Time to head for dinner!
The heat in Massawa as just like in Muscat and if you aren't in the water, you don't really want to be outside, so it was lucky that we were heading to Green Island this morning. Green Island was about a 30 minute boat ride from Massawa Port if you went vis the ship wreck, which of course, we were going to do! By Port, I mean, jumping into a speedboat from the hotel wall! We headed out and enjoyed the breeze from the speed of the boat. It was only 8am, but it was super hot already!
The shipwreck was relatively in tact, and looked like the ship had been abandoned as it had run aground. I wished I could climb on and wander around, but the captain of the speedboat looked at me like I was stupid!

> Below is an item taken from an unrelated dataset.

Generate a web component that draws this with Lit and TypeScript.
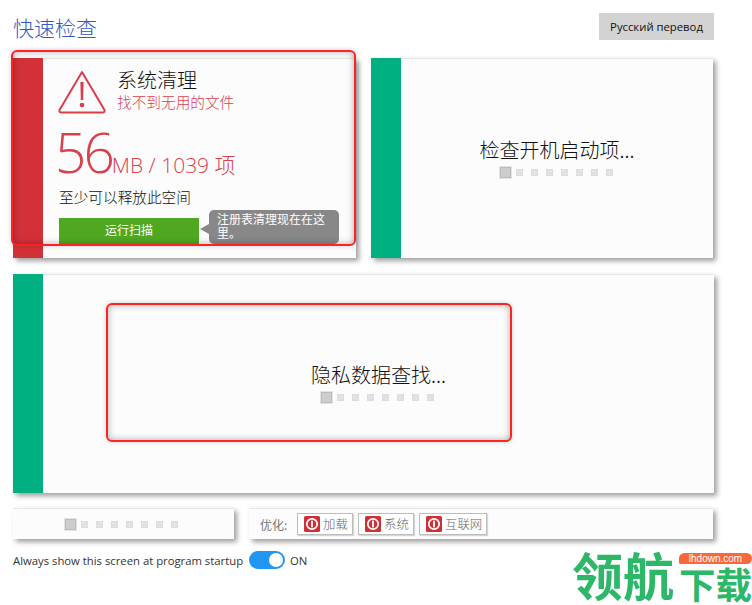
import { LitElement, html, css, svg } from "lit";
import { customElement } from "lit/decorators.js";

const dots = () => html`<div class="dots"><span class="dot first"></span>${[1, 2, 3, 4, 5, 6, 7].map(() => html`<span class="dot"></span>`)}</div>`;
const power = () => html`<svg class="pw" viewBox="0 0 16 16" width="16" height="16">
  <rect width="16" height="16" rx="1.5" fill="#cf3036"></rect>
  <circle cx="8" cy="8" r="5.2" fill="none" stroke="#fff" stroke-width="1.7"></circle>
  <rect x="7.1" y="4.6" width="1.8" height="6.8" fill="#fff"></rect>
</svg>`;

@customElement("app-root")
export class AppRoot extends LitElement {
  static styles = css`
    :host { display: block; position: relative; width: 752px; height: 605px; overflow: hidden; background: #fff;
      font-family: "Open Sans", "Noto Sans CJK SC", sans-serif; color: #222; }
    .page { padding: 13px 38px 0 13px; display: flex; flex-direction: column; }
    .head { display: flex; justify-content: space-between; align-items: flex-start; height: 27px; margin-bottom: 18px; }
    h1 { margin: 1px 0 0 0; font-size: 21px; line-height: 27px; font-weight: 300; color: #3259c0; font-family: "Noto Sans CJK SC", sans-serif; }
    .lang { width: 115px; height: 27px; background: #d3d3d3; display: flex; align-items: center; justify-content: center; font-size: 11.3px; color: #111; font-family: "Open Sans", sans-serif; }
    .card { display: flex; background: #fcfcfc; border-top: 1px solid #e6e6e6; box-sizing: border-box; box-shadow: 3px 3px 5px rgba(0,0,0,.38); position: relative; }
    .row { display: grid; grid-template-columns: 343px 342px; gap: 15px; height: 200px; margin-bottom: 16px; }
    .strip { width: 30px; margin-top: -1px; background: #00b080; flex: none; }
    .strip.red { background: #d33138; }
    .body { flex: 1; display: flex; flex-direction: column; align-items: center; justify-content: center; min-width: 0; padding-bottom: 1px; }
    .msg { font-family: "Noto Sans CJK SC", sans-serif; font-size: 20px; font-weight: 300; line-height: 26px; color: #111; }
    .dots { display: flex; align-items: center; gap: 8px; height: 14px; margin: 3px 3px 0 0; }
    .dot { width: 5px; height: 5px; background: #e2e2e2; border: 1px solid #dcdcdc; display: block; }
    .dot.first { width: 9px; height: 9px; background: #cdcdcd; border: 1px solid #bcbcbc; outline: 1px solid #e4e4e4; margin: 0 -3px 0 1px; }
    .scan { flex: 1; padding: 11px 0 0 15px; display: flex; flex-direction: column; align-items: flex-start; }
    .top { display: flex; gap: 11px; height: 45px; }
    .titles { margin-top: -2px; }
    .t1 { font-family: "Noto Sans CJK SC", sans-serif; font-size: 20px; font-weight: 300; line-height: 23px; color: #111; }
    .t2 { font-family: "Noto Sans CJK SC", sans-serif; font-size: 14.67px; line-height: 20px; margin-top: 1px; font-weight: 300; color: #d9404e; }
    .num { display: flex; align-items: baseline; color: #d8404c; margin: 8px 0 0 -3px; height: 60px; font-weight: 300; font-family: "Open Sans", "Noto Sans CJK SC", sans-serif; }
    .big { font-size: 55px; line-height: 58px; letter-spacing: -3px; }
    .unit { font-size: 21px; line-height: 26px; font-weight: 300; font-family: "Open Sans", "Noto Sans CJK SC", sans-serif; }
    .free { font-family: "Noto Sans CJK SC", sans-serif; font-size: 14.67px; line-height: 20px; margin: 4px 0 0 1px; font-weight: 300; color: #111; }
    .run { margin: 11px 0 0 1px; width: 140px; height: 26px; box-sizing: border-box; padding-bottom: 4px; background: #50a821; color: #fff; font-size: 12px; display: flex; align-items: center; justify-content: center; font-family: "Noto Sans CJK SC", sans-serif; }
    .tip { position: absolute; left: 196px; top: 151px; width: 130px; height: 34px; box-sizing: border-box; padding: 2px 8px; background: #888; border-radius: 5px; color: #fff; font-size: 12px; line-height: 14px; font-family: "Noto Sans CJK SC", sans-serif; }
    .tip::before { content: ""; position: absolute; left: -9px; top: 14px; border: 5px solid transparent; border-left: 0; border-right: 9px solid #888; }
    .wide { height: 219px; margin-bottom: 15px; }
    .wide .body { padding-bottom: 2px; }
    .bottom { display: grid; grid-template-columns: 221px 464px; gap: 15px; height: 31px; margin-bottom: 12px; }
    .bottom .body { padding: 0; }
    .bottom .dots { margin: 0 6px 0 0; }
    .opt { display: flex; align-items: center; padding: 0 0 0 11px; gap: 5px; flex: 1; font-family: "Noto Sans CJK SC", sans-serif; font-size: 12px; color: #777; }
    .opt .lbl { margin-right: 4px; width: 28px; }
    .btn { height: 22px; box-sizing: border-box; border: 1px solid #bdbdbd; background: #fff; display: flex; align-items: center; gap: 3px; padding: 0 0 0 6px; font-size: 12.4px; font-weight: 300; color: #666; box-shadow: 1px 1px 1px rgba(0,0,0,.15); }
    .btn.a { width: 56px; }
    .btn.b { width: 68px; }
    .pw { flex: none; }
    .always { display: flex; align-items: center; font-size: 11.3px; color: #333; height: 18px; font-family: "Open Sans", sans-serif; }
    .toggle { width: 36px; height: 18px; border-radius: 9px; background: #2196f3; margin: 0 5px 0 6px; position: relative; flex: none; }
    .toggle::after { content: ""; position: absolute; right: 2px; top: 2px; width: 14px; height: 14px; border-radius: 50%; background: #fff; }
    .mark { position: absolute; border: 2px solid #f22; border-radius: 6px; box-sizing: border-box; box-shadow: inset 0 0 7px rgba(0,0,0,.32), 0 0 5px rgba(0,0,0,.18); pointer-events: none; }
    .m1 { left: 11px; top: 50px; width: 345px; height: 196px; }
    .m2 { left: 106px; top: 303px; width: 406px; height: 139px; }
    .wm { position: absolute; left: 572px; top: 549px; display: flex; align-items: flex-end; gap: 5px; font-family: "Noto Sans CJK SC", sans-serif; font-weight: 700; color: #2db769; white-space: nowrap; }
    .wm-big { font-size: 51px; line-height: 50px; margin-bottom: 3px; }
    .wm-side { display: flex; flex-direction: column; }
    .wm-small { font-size: 36.5px; line-height: 36px; margin-top: 2px; }
    .badge { width: 73px; height: 11px; background: #f8683c; border-radius: 8px 8px 8px 2px; color: #fff; font-weight: 400; font-family: "Liberation Sans", sans-serif; font-size: 10px; line-height: 11px; text-align: center; }
  `;

  render() {
    return html`
      <div class="page">
        <div class="head">
          <h1>快速检查</h1>
          <div class="lang">Русский перевод</div>
        </div>
        <div class="row">
          <div class="card">
            <div class="strip red"></div>
            <div class="scan">
              <div class="top">
                <svg width="48" height="44" viewBox="0 0 48 44">
                  ${svg`<path d="M24 2 L46.5 40 Q47 42.5 44.5 42.5 L3.5 42.5 Q1 42.5 1.5 40 Z" fill="none" stroke="#d63f4a" stroke-width="2" stroke-linejoin="round"></path>
                  <path d="M22.4 12 h3.2 l-.4 18 h-2.4 z" fill="#d63f4a"></path>
                  <circle cx="24" cy="35" r="2.3" fill="#d63f4a"></circle>`}
                </svg>
                <div class="titles">
                  <div class="t1">系统清理</div>
                  <div class="t2">找不到无用的文件</div>
                </div>
              </div>
              <div class="num"><span class="big">56</span><span class="unit">MB / 1039 项</span></div>
              <div class="free">至少可以释放此空间</div>
              <div class="run">运行扫描</div>
            </div>
            <div class="tip">注册表清理现在在这里。</div>
          </div>
          <div class="card">
            <div class="strip"></div>
            <div class="body"><div class="msg">检查开机启动项...</div>${dots()}</div>
          </div>
        </div>
        <div class="card wide">
          <div class="strip"></div>
          <div class="body"><div class="msg">隐私数据查找...</div>${dots()}</div>
        </div>
        <div class="bottom">
          <div class="card"><div class="body">${dots()}</div></div>
          <div class="card">
            <div class="opt">
              <span class="lbl">优化:</span>
              <span class="btn a">${power()}加载</span>
              <span class="btn a">${power()}系统</span>
              <span class="btn b">${power()}互联网</span>
            </div>
          </div>
        </div>
        <div class="always">Always show this screen at program startup<span class="toggle"></span>ON</div>
      </div>
      <div class="mark m1"></div>
      <div class="mark m2"></div>
      <div class="wm">
        <span class="wm-big">领航</span>
        <div class="wm-side"><div class="badge">lhdown.com</div><span class="wm-small">下载</span></div>
      </div>
    `;
  }
}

Maybe I was?! and firmly said NO!
We drove around the wreck to see it from all angles before heading for a swim. Green island was just off the coast of Massawa and seemed to be a popular place. When we got there, there was only one other boat - by the time we left, there were around twenty! It was party time and it wasn't even 10am!!
Sadly, we hadn't brought any beers with us (hey, I'm on holiday and its midday somewhere in the world!) and no-one was selling any, so after our super refreshingly swim that lasted around 2 hours, we headed back for a quick shower before we would drive to Asmara and the airport. The long weekend was over and it was time to go back to work.
But wow - Eritrea - you are definitely not like the rest of Africa!!